Without including any pictures, write out the listing below exactly.

_ _ _ _ _

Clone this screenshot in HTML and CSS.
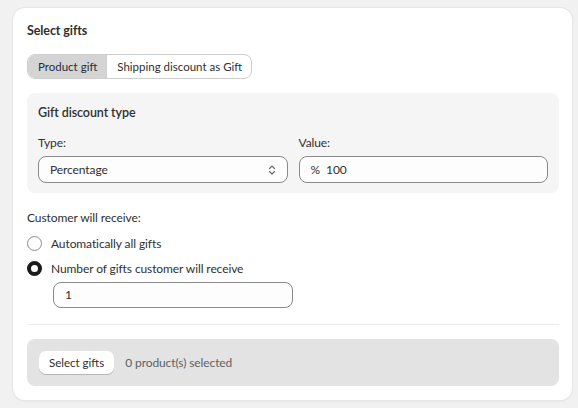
FILE: index.html
```html
<!DOCTYPE html>
<html lang="en">
<head>
    <meta charset="UTF-8">
    <meta name="viewport" content="width=device-width, initial-scale=1.0">
    <title>Select gifts</title>
    <link rel="stylesheet" href="styles.css">
</head>
<body>
    <div class="gift-card">
        <h2 class="gift-title">Select gifts</h2>

        <div class="segmented">
            <button class="segmented-item active">Product gift</button>
            <button class="segmented-item">Shipping discount as Gift</button>
        </div>

        <div class="discount-box">
            <h3 class="discount-title">Gift discount type</h3>
            <div class="discount-fields">
                <label class="field">
                    <span class="field-label">Type:</span>
                    <span class="select">
                        <span class="select-value">Percentage</span>
                        <svg class="select-icon" width="10" height="12" viewBox="0 0 10 12" fill="none" stroke="currentColor" stroke-width="1.2" stroke-linecap="round" stroke-linejoin="round">
                            <path d="M2.5 4.5 5 2l2.5 2.5"/>
                            <path d="M2.5 7.5 5 10l2.5-2.5"/>
                        </svg>
                    </span>
                </label>
                <label class="field">
                    <span class="field-label">Value:</span>
                    <span class="text-input">
                        <span class="input-prefix">%</span>
                        <span class="input-value">100</span>
                    </span>
                </label>
            </div>
        </div>

        <div class="receive">
            <div class="receive-label">Customer will receive:</div>
            <label class="radio-row">
                <span class="radio"></span>
                <span>Automatically all gifts</span>
            </label>
            <label class="radio-row">
                <span class="radio checked"></span>
                <span>Number of gifts customer will receive</span>
            </label>
            <div class="count-input">
                <span class="text-input">
                    <span class="input-value">1</span>
                </span>
            </div>
        </div>

        <hr class="divider">

        <div class="picker-bar">
            <button class="picker-button">Select gifts</button>
            <span class="picker-count">0 product(s) selected</span>
        </div>
    </div>
</body>
</html>
```

FILE: styles.css
```css
:root {
    --text-color: #303030;
    --muted-color: #616161;
    --page-color: #f1f1f1;
    --input-border: #8a8a8a;
}

body {
    margin: 0;
    padding: 8px 6px 9px 13px;
    background-color: var(--page-color);
    color: var(--text-color);
    font-family: Lato, "Liberation Sans", sans-serif;
    font-size: 12px;
    letter-spacing: -0.1px;
    line-height: 20px;
}

.gift-card {
    background: #ffffff;
    border-radius: 12px;
    padding: 13px 13px 14px 14px;
    box-shadow: 0 0 0 1px #e6e6e6, 0 1px 2px rgba(0, 0, 0, 0.1);
}

.gift-title {
    margin: 0 0 13px;
    font-size: 12.5px;
    font-weight: 700;
    line-height: 20px;
}

.segmented {
    display: inline-flex;
    border: 1px solid #cfcfcf;
    border-radius: 8px;
    overflow: hidden;
    background: #ffffff;
}

.segmented-item {
    height: 23px;
    padding: 0 9px 0 10px;
    border: none;
    background: transparent;
    color: var(--text-color);
    font-family: inherit;
    font-size: 11.5px;
    letter-spacing: 0;
    cursor: pointer;
}

.segmented-item + .segmented-item {
    border-left: 1px solid #cfcfcf;
}

.segmented-item.active {
    background: #d4d4d4;
    color: #1f2f3f;
}

.discount-box {
    margin-top: 14px;
    padding: 10px 11px 10px 11px;
    background: #f5f5f5;
    border-radius: 8px;
}

.discount-title {
    margin: 0 0 10px;
    font-size: 12.5px;
    font-weight: 600;
    line-height: 20px;
}

.discount-fields {
    display: grid;
    grid-template-columns: 1fr 1fr;
    gap: 11px;
}

.field {
    display: flex;
    flex-direction: column;
    gap: 3px;
}

.field-label {
    line-height: 20px;
}

.select,
.text-input {
    display: flex;
    align-items: center;
    height: 27px;
    padding: 0 11px;
    border: 1px solid var(--input-border);
    border-radius: 8px;
    background: #fdfdfd;
    box-sizing: border-box;
}

.select-value {
    flex: 1;
}

.select-icon {
    color: #6b6b6b;
    margin-right: -1px;
}

.input-prefix {
    margin-right: 6px;
}

.receive {
    margin-top: 15px;
}

.receive-label {
    margin-bottom: 3px;
}

.radio-row {
    display: flex;
    align-items: center;
    gap: 9px;
    height: 25px;
}

.radio {
    width: 15px;
    height: 15px;
    border: 1px solid #8a8a8a;
    border-radius: 50%;
    box-sizing: border-box;
    background: #ffffff;
}

.radio.checked {
    border: 4.5px solid #1a1a1a;
}

.count-input {
    padding: 1px 0 0 26px;
}

.count-input .text-input {
    width: 240px;
    height: 26px;
}

.divider {
    margin: 16px 0 14px;
    border: none;
    border-top: 1px solid #ebebeb;
}

.picker-bar {
    display: flex;
    align-items: center;
    gap: 11px;
    padding: 12px;
    background: #e3e3e3;
    border-radius: 8px;
}

.picker-button {
    height: 23px;
    padding: 0 10px;
    border: none;
    border-radius: 7px;
    background: #ffffff;
    color: var(--text-color);
    font-family: inherit;
    font-size: 11.5px;
    letter-spacing: 0;
    box-shadow: 0 1px 0 #b5b5b5, 0 0 0 1px #e3e3e3;
    cursor: pointer;
}

.picker-count {
    color: var(--muted-color);
}
```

_ _ _ _ _

• _CORRECT RESPONSE_
Clone this screenshot in HTML and CSS.
FILE: index.html
```html
<!DOCTYPE html>
<html lang="en">
<head>
    <meta charset="UTF-8">
    <meta name="viewport" content="width=device-width, initial-scale=1.0">
    <title>Select gifts</title>
    <link rel="stylesheet" href="styles.css">
</head>
<body>
    <div class="gift-card">
        <h2 class="gift-title">Select gifts</h2>

        <div class="segmented">
            <button class="segmented-item active">Product gift</button>
            <button class="segmented-item">Shipping discount as Gift</button>
        </div>

        <div class="discount-box">
            <h3 class="discount-title">Gift discount type</h3>
            <div class="discount-fields">
                <label class="field">
                    <span class="field-label">Type:</span>
                    <span class="select">
                        <span class="select-value">Percentage</span>
                        <svg class="select-icon" width="10" height="12" viewBox="0 0 10 12" fill="none" stroke="currentColor" stroke-width="1.2" stroke-linecap="round" stroke-linejoin="round">
                            <path d="M2.5 4.5 5 2l2.5 2.5"/>
                            <path d="M2.5 7.5 5 10l2.5-2.5"/>
                        </svg>
                    </span>
                </label>
                <label class="field">
                    <span class="field-label">Value:</span>
                    <span class="text-input">
                        <span class="input-prefix">%</span>
                        <span class="input-value">100</span>
                    </span>
                </label>
            </div>
        </div>

        <div class="receive">
            <div class="receive-label">Customer will receive:</div>
            <label class="radio-row">
                <span class="radio"></span>
                <span>Automatically all gifts</span>
            </label>
            <label class="radio-row">
                <span class="radio checked"></span>
                <span>Number of gifts customer will receive</span>
            </label>
            <div class="count-input">
                <span class="text-input">
                    <span class="input-value">1</span>
                </span>
            </div>
        </div>

        <hr class="divider">

        <div class="picker-bar">
            <button class="picker-button">Select gifts</button>
            <span class="picker-count">0 product(s) selected</span>
        </div>
    </div>
</body>
</html>
```

FILE: styles.css
```css
:root {
    --text-color: #303030;
    --muted-color: #616161;
    --page-color: #f1f1f1;
    --input-border: #8a8a8a;
}

body {
    margin: 0;
    padding: 8px 6px 9px 13px;
    background-color: var(--page-color);
    color: var(--text-color);
    font-family: Lato, "Liberation Sans", sans-serif;
    font-size: 12px;
    letter-spacing: -0.1px;
    line-height: 20px;
}

.gift-card {
    background: #ffffff;
    border-radius: 12px;
    padding: 13px 13px 14px 14px;
    box-shadow: 0 0 0 1px #e6e6e6, 0 1px 2px rgba(0, 0, 0, 0.1);
}

.gift-title {
    margin: 0 0 13px;
    font-size: 12.5px;
    font-weight: 700;
    line-height: 20px;
}

.segmented {
    display: inline-flex;
    border: 1px solid #cfcfcf;
    border-radius: 8px;
    overflow: hidden;
    background: #ffffff;
}

.segmented-item {
    height: 23px;
    padding: 0 9px 0 10px;
    border: none;
    background: transparent;
    color: var(--text-color);
    font-family: inherit;
    font-size: 11.5px;
    letter-spacing: 0;
    cursor: pointer;
}

.segmented-item + .segmented-item {
    border-left: 1px solid #cfcfcf;
}

.segmented-item.active {
    background: #d4d4d4;
    color: #1f2f3f;
}

.discount-box {
    margin-top: 14px;
    padding: 10px 11px 10px 11px;
    background: #f5f5f5;
    border-radius: 8px;
}

.discount-title {
    margin: 0 0 10px;
    font-size: 12.5px;
    font-weight: 600;
    line-height: 20px;
}

.discount-fields {
    display: grid;
    grid-template-columns: 1fr 1fr;
    gap: 11px;
}

.field {
    display: flex;
    flex-direction: column;
    gap: 3px;
}

.field-label {
    line-height: 20px;
}

.select,
.text-input {
    display: flex;
    align-items: center;
    height: 27px;
    padding: 0 11px;
    border: 1px solid var(--input-border);
    border-radius: 8px;
    background: #fdfdfd;
    box-sizing: border-box;
}

.select-value {
    flex: 1;
}

.select-icon {
    color: #6b6b6b;
    margin-right: -1px;
}

.input-prefix {
    margin-right: 6px;
}

.receive {
    margin-top: 15px;
}

.receive-label {
    margin-bottom: 3px;
}

.radio-row {
    display: flex;
    align-items: center;
    gap: 9px;
    height: 25px;
}

.radio {
    width: 15px;
    height: 15px;
    border: 1px solid #8a8a8a;
    border-radius: 50%;
    box-sizing: border-box;
    background: #ffffff;
}

.radio.checked {
    border: 4.5px solid #1a1a1a;
}

.count-input {
    padding: 1px 0 0 26px;
}

.count-input .text-input {
    width: 240px;
    height: 26px;
}

.divider {
    margin: 16px 0 14px;
    border: none;
    border-top: 1px solid #ebebeb;
}

.picker-bar {
    display: flex;
    align-items: center;
    gap: 11px;
    padding: 12px;
    background: #e3e3e3;
    border-radius: 8px;
}

.picker-button {
    height: 23px;
    padding: 0 10px;
    border: none;
    border-radius: 7px;
    background: #ffffff;
    color: var(--text-color);
    font-family: inherit;
    font-size: 11.5px;
    letter-spacing: 0;
    box-shadow: 0 1px 0 #b5b5b5, 0 0 0 1px #e3e3e3;
    cursor: pointer;
}

.picker-count {
    color: var(--muted-color);
}
```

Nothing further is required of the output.